Return each line containing "TypeScript".
+ + + + + + +
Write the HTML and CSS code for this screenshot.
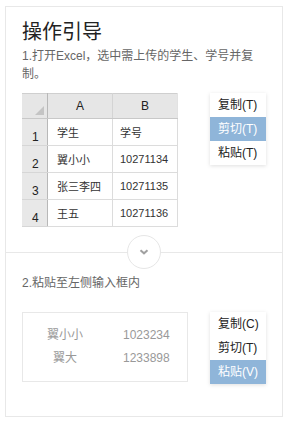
FILE: index.html
```html
<!DOCTYPE html>
<html>

<head>
  <meta charset="utf-8">
  <title>操作引导</title>
  <link rel="stylesheet" href="styles.css">
</head>

<body>
  <div class="panel">
    <div class="section">
      <h1 class="title">操作引导</h1>
      <p class="step">1.打开Excel，选中需上传的学生、学号并复制。</p>

      <div class="row">
        <table class="sheet">
          <tr class="head">
            <th class="corner"><span class="tri"></span></th>
            <th>A</th>
            <th>B</th>
          </tr>
          <tr>
            <td class="num">1</td>
            <td class="col-a">学生</td>
            <td class="col-b">学号</td>
          </tr>
          <tr>
            <td class="num">2</td>
            <td class="col-a">翼小小</td>
            <td class="col-b">10271134</td>
          </tr>
          <tr>
            <td class="num">3</td>
            <td class="col-a">张三李四</td>
            <td class="col-b">10271135</td>
          </tr>
          <tr>
            <td class="num">4</td>
            <td class="col-a">王五</td>
            <td class="col-b">10271136</td>
          </tr>
        </table>

        <ul class="menu">
          <li>复制(T)</li>
          <li class="active">剪切(T)</li>
          <li>粘贴(T)</li>
        </ul>
      </div>
    </div>

    <div class="divider">
      <span class="circle">
        <svg width="10" height="6" viewBox="0 0 10 6">
          <path d="M1.5 1.2 L5 4.3 L8.5 1.2" fill="none" stroke="#a0a0a0" stroke-width="2"/>
        </svg>
      </span>
    </div>

    <div class="section">
      <p class="step step-two">2.粘贴至左侧输入框内</p>

      <div class="row">
        <div class="pasted">
          <span class="name">翼小小</span>
          <span class="no">1023234</span>
          <span class="name">翼大</span>
          <span class="no">1233898</span>
        </div>

        <ul class="menu">
          <li>复制(C)</li>
          <li>剪切(T)</li>
          <li class="active">粘贴(V)</li>
        </ul>
      </div>
    </div>
  </div>
</body>

</html>
```

FILE: styles.css
```css
html, body {
  margin: 0;
  padding: 0;
  background: #fff;
  font-family: "Liberation Sans", "Noto Sans CJK SC", sans-serif;
}

.panel {
  margin: 6px 0 0 5px;
  width: 276px;
  height: 409px;
  border: 1px solid #e8e8e8;
}

.section {
  padding: 0 16px;
}

.title {
  margin: 11px 0 0;
  font-size: 20px;
  line-height: 28px;
  font-weight: normal;
  color: #222;
}

.step {
  margin: 1px 0 0;
  font-size: 12px;
  line-height: 18px;
  color: #666;
}

.row {
  display: flex;
  justify-content: space-between;
  align-items: flex-start;
  margin-top: 10px;
}

/* the excel screenshot */
.sheet {
  border-collapse: collapse;
  font-size: 11px;
  color: #333;
  border-top: 1px solid #cfcfcf;
  border-right: 1px solid #e2e2e2;
  border-bottom: 1px solid #e2e2e2;
}

.sheet th {
  height: 24px;
  padding: 0;
  background: #e6e6e6;
  font-weight: normal;
  font-size: 12px;
  color: #222;
  border-left: 1px solid #d4d4d4;
  border-bottom: 1px solid #c8c8c8;
}

.sheet th:first-child {
  border-left: 0;
}

.sheet td {
  height: 26px;
  padding: 0;
  border: 1px solid #dcdcdc;
  border-top: 0;
}

.sheet .corner {
  width: 25px;
  position: relative;
  border-right: 1px solid #b8b8b8;
}

.tri {
  position: absolute;
  right: 3px;
  bottom: 3px;
  width: 0;
  height: 0;
  border-left: 9px solid transparent;
  border-bottom: 9px solid #c4c4c4;
}

.sheet .num {
  width: 25px;
  background: #e8e8e8;
  border-left: 0;
  border-right: 1px solid #b8b8b8;
  border-bottom: 1px solid #d6d6d6;
  vertical-align: bottom;
  padding: 0 0 1px 10px;
  box-sizing: border-box;
  font-size: 12px;
  color: #222;
}

.sheet .col-a {
  width: 55px;
  padding-left: 9px;
}

.sheet .col-b {
  width: 57px;
  padding-left: 7px;
}

.menu {
  list-style: none;
  margin: 0;
  padding: 0;
  width: 56px;
  background: #fff;
  box-shadow: 0 1px 4px rgba(0, 0, 0, 0.13);
}

.menu li {
  height: 24px;
  line-height: 24px;
  padding-left: 8px;
  font-size: 12px;
  color: #222;
}

.menu .active {
  background: #8fb5d9;
  color: #fff;
}

.divider {
  position: relative;
  height: 34px;
  margin-top: 8px;
  display: flex;
  justify-content: center;
}

.divider::before {
  content: "";
  position: absolute;
  left: 0;
  right: 0;
  top: 17px;
  border-top: 1px solid #e8e8e8;
}

.circle {
  position: relative;
  width: 32px;
  height: 32px;
  border: 1px solid #e6e6e6;
  border-radius: 50%;
  background: #fff;
  display: flex;
  align-items: center;
  justify-content: center;
}

.step-two {
  margin-top: 5px;
}

.step-two + .row {
  margin-top: 20px;
}

.pasted {
  box-sizing: border-box;
  width: 166px;
  height: 70px;
  border: 1px solid #e8e8e8;
  display: grid;
  grid-template-columns: 84px 1fr;
  grid-auto-rows: 23px;
  align-content: center;
  font-size: 12px;
  color: #999;
}

.pasted .name {
  text-align: center;
  line-height: 23px;
}

.pasted .no {
  padding-left: 16px;
  line-height: 23px;
}
```
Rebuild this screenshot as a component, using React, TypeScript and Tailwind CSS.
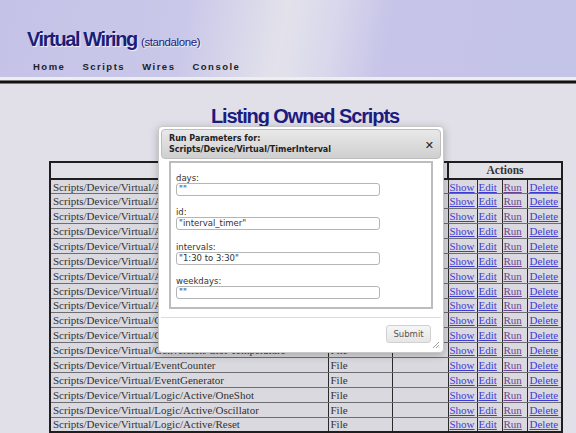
import React from 'react'

const names = [
  'Scripts/Device/Virtual/Arithmetic/Add',
  'Scripts/Device/Virtual/Arithmetic/Divide',
  'Scripts/Device/Virtual/Arithmetic/Multiply',
  'Scripts/Device/Virtual/Arithmetic/Subtract',
  'Scripts/Device/Virtual/Average',
  'Scripts/Device/Virtual/AND',
  'Scripts/Device/Virtual/Accumulator',
  'Scripts/Device/Virtual/Alarm',
  'Scripts/Device/Virtual/Analog/Threshold',
  'Scripts/Device/Virtual/Comparison/Equal',
  'Scripts/Device/Virtual/Comparison/Greater',
  'Scripts/Device/Virtual/Conversion/CtoFTemperature',
  'Scripts/Device/Virtual/EventCounter',
  'Scripts/Device/Virtual/EventGenerator',
  'Scripts/Device/Virtual/Logic/Active/OneShot',
  'Scripts/Device/Virtual/Logic/Active/Oscillator',
  'Scripts/Device/Virtual/Logic/Active/Reset',
]

const fields = [
  { label: 'days:', value: '""' },
  { label: 'id:', value: '"interval_timer"' },
  { label: 'intervals:', value: '"1:30 to 3:30"' },
  { label: 'weekdays:', value: '""' },
]

function Row({ name }: { name: string }) {
  const cell = 'border-x border-x-[#2a2a2a] border-y border-y-[#6d6d72] py-0'
  return (
    <tr className="h-[14.875px] bg-[#dad9df] text-[11px] leading-[12px] text-[#333]">
      <td className={cell + ' overflow-hidden whitespace-nowrap pl-[2px]'}>{name}</td>
      <td className={cell + ' pl-[2px]'}>File</td>
      <td className={cell}></td>
      <td className={cell + ' pl-[1px]'}>
        <a href="#" className="text-[#3d3dd6] underline">Show</a>
      </td>
      <td className={cell + ' pl-[1px]'}>
        <a href="#" className="text-[#3d3dd6] underline">Edit</a>
      </td>
      <td className={cell + ' pl-[1px]'}>
        <a href="#" className="text-[#6c4496] underline">Run</a>
      </td>
      <td className={cell + ' pl-[2px]'}>
        <a href="#" className="text-[#3d3dd6] underline">Delete</a>
      </td>
    </tr>
  )
}

export default function App() {
  return (
    <div className="relative min-h-[433px] overflow-hidden bg-[#e1e0e8] font-['Liberation_Serif',serif]">
      <header className="h-[77px] bg-[linear-gradient(100deg,#c4c2e7_0%,#cac8e9_32%,#e3e2eb_49%,#d9d8ec_57%,#c6c4e8_67%,#c4c3e8_100%)] pl-[27px] pt-[27px] font-['Liberation_Sans',Arial,sans-serif]">
        <h1 className="text-[20px] leading-[24px] font-bold tracking-[-1.4px] text-[#1d1d78] [text-shadow:1px_1px_1px_rgba(255,255,255,0.8)]">
          Virtual Wiring{' '}
          <span className="text-[11.5px] font-normal tracking-[-0.4px]">(standalone)</span>
        </h1>
        <nav className="mt-[7px] ml-[6px] flex gap-[17px] text-[9.5px] leading-[12px] font-bold tracking-[1.5px] text-[#222]">
          <a href="#">Home</a>
          <a href="#">Scripts</a>
          <a href="#">Wires</a>
          <a href="#">Console</a>
        </nav>
      </header>
      <div className="h-[3px] bg-[#eeeef2]" />
      <div className="h-[4px] border-y border-[#777] bg-[#111]" />

      <main className="ml-[49px] w-[512px]">
        <h2 className="mt-[20px] text-center font-['Liberation_Sans',Arial,sans-serif] text-[20px] leading-[24px] font-bold tracking-[-1.1px] text-[#1c1c80]">
          Listing Owned Scripts
        </h2>
        <table className="mt-[33px] w-[512px] table-fixed border-collapse border-2 border-[#1e1e1e]">
          <colgroup>
            <col className="w-[278px]" />
            <col className="w-[64px]" />
            <col className="w-[56px]" />
            <col className="w-[29px]" />
            <col className="w-[25px]" />
            <col className="w-[25px]" />
            <col className="w-[35px]" />
          </colgroup>
          <thead>
            <tr className="h-[17px] bg-[#e2e1e8] text-[11.5px] leading-[13px] text-[#333]">
              <th className="border-2 border-[#1e1e1e]"></th>
              <th className="border-2 border-[#1e1e1e]"></th>
              <th className="border-2 border-[#1e1e1e]"></th>
              <th colSpan={4} className="border-2 border-[#1e1e1e] font-bold">
                Actions
              </th>
            </tr>
          </thead>
          <tbody>
            {names.map((n) => (
              <Row key={n} name={n} />
            ))}
          </tbody>
        </table>
      </main>

      {/* run parameters dialog */}
      <div className="absolute left-[158px] top-[126px] flex h-[227px] w-[286px] flex-col rounded-[4px] border border-[#c8c8c8] bg-white p-[2px] font-['DejaVu_Sans',Verdana,sans-serif] shadow-[0_2px_8px_rgba(0,0,0,0.25)]">
        <div className="flex h-[30px] items-center justify-between rounded-[4px] border border-[#bdbdbd] bg-[linear-gradient(#e9e9e9,#cfcfcf)] pl-[7px] pr-[6px]">
          <div className="text-[8px] leading-[11px] font-bold text-[#222]">
            Run Parameters for:
            <br />
            Scripts/Device/Virtual/TimerInterval
          </div>
          <span className="mt-[2px] text-[11px] leading-none font-bold text-[#222]">✕</span>
        </div>
        <div className="mx-[8px] mt-[2px] h-[148px] border-2 border-[#bdbdbd] px-[5px] pt-[10px]">
          {fields.map((f) => (
            <div key={f.label} className="mb-[11.3px]">
              <div className="text-[8.5px] leading-[10px] text-[#333]">{f.label}</div>
              <div className="h-[13px] w-[204px] rounded-[3px] border border-[#b5b5b5] px-[2px] text-[8.5px] leading-[11px] text-[#333]">
                {f.value}
              </div>
            </div>
          ))}
        </div>
        <div className="mt-[8px] border-t border-[#dcdcdc]" />
        <div className="flex justify-end pr-[10px] pt-[7px]">
          <button className="h-[18px] w-[45px] rounded-[3px] border border-[#d0d0d0] bg-[linear-gradient(#f6f6f6,#e6e6e6)] text-[8.5px] text-[#555]">
            Submit
          </button>
        </div>
        <svg className="absolute bottom-[3px] right-[3px]" width="8" height="8" viewBox="0 0 8 8">
          <path d="M7 1 L1 7 M7 4 L4 7 M7 6.5 L6.5 7" stroke="#888" strokeWidth="0.8" />
        </svg>
      </div>
    </div>
  )
}
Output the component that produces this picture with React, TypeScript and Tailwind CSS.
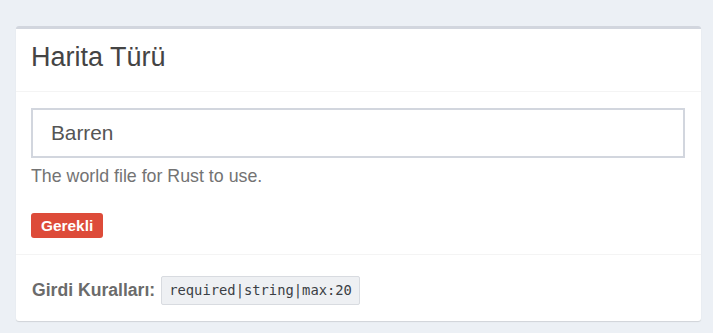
export default function App() {
    return (
        <div className="min-h-screen bg-[#ecf0f5] pt-[26px] pl-4" style={{ fontFamily: '"Liberation Sans", Arial, sans-serif' }}>
            <div className="w-[685px] bg-white rounded-[3px] border-t-[3px] border-[#d2d6de] shadow-[0_1px_1px_rgba(0,0,0,0.12)]">
                {/* Header */}
                <div className="h-[63px] border-b border-[#f4f4f4] pt-[15px] px-[15px]">
                    <h3 className="text-[27px] leading-none text-[#444]">Harita Türü</h3>
                </div>

                {/* Body */}
                <div className="pt-[16px] px-[15px] pb-[16px] border-b border-[#f4f4f4]">
                    <div className="h-[50px] w-[654px] border-2 border-[#d2d6de] flex items-center pl-[18px] text-[20.8px] text-[#555]">
                        Barren
                    </div>
                    <p className="mt-[6px] text-[17.8px] leading-[25px] text-[#737373]">The world file for Rust to use.</p>
                    <span className="mt-[24px] inline-flex items-center h-[25px] px-[10px] rounded-[3px] bg-[#dd4b39] text-white font-bold text-[15.4px] leading-none">
                        Gerekli
                    </span>
                </div>

                {/* Footer */}
                <div className="pt-[21px] pb-[16px] px-[15px] flex items-center gap-[6px]">
                    <span className="font-bold text-[17.6px] text-[#6b6b6b] leading-none pl-[1px]">Girdi Kuralları:</span>
                    <code
                        className="h-[29px] inline-flex items-center px-[7px] bg-[#eef0f3] border border-[#d8dbe0] rounded-[2px] text-[13.8px] text-[#3b3f45]"
                        style={{ fontFamily: '"DejaVu Sans Mono", "Liberation Mono", monospace' }}
                    >
                        required|string|max:20
                    </code>
                </div>
            </div>
        </div>
    );
}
+ + + + + + +
SOLUTION TO THE EXERCISE
Rebuild this screenshot as a component, using React, TypeScript and Tailwind CSS.
Output the component that produces this picture with React, TypeScript and Tailwind CSS.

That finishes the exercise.